James Daunt talked to the Guardian yesterday. Sales of Kindles have been disappointing and the storms on December 23rd contributed to sales falling “a smudge” on last year. But, as he normally does in interviews, he pointed to an encouraging growth (40%) in the reserve and collect service. [With Amazon’s recent announcement that it will be charging delivery on physical books for orders less than £10, this service is likely to increase in popularity.]
Daunt said Waterstones had been helped in some ways in 2013 by the lack of a book series popular with the masses such as Fifty Shades of Grey or the Harry Potter books, which were easier for supermarkets to promote.

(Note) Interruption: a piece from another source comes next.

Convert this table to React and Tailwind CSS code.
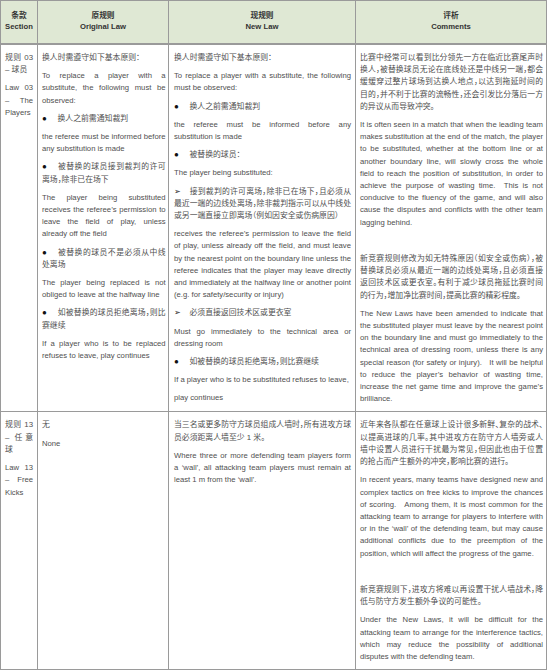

Former Manchester United manager Alex Ferguson’s autobiography was Waterstone’s biggest seller this Christmas, for example, but it was followed closely by Stoner – a book by John Williams first published in 1965 which became a surprise hit last year, selling 20,000 hardback copies in the store.
Another success for Waterstones was its reserve and collect service which saw a 40% rise in sales. Daunt said he hoped to boost sales via this route further with an update to the retailer’s website and mobile app later this year.
But Daunt admitted that the company still had at least a year of heavy investment in stores, logistics and IT ahead of it before it could head back to profitability. “We are fixing pretty much everything,” he said.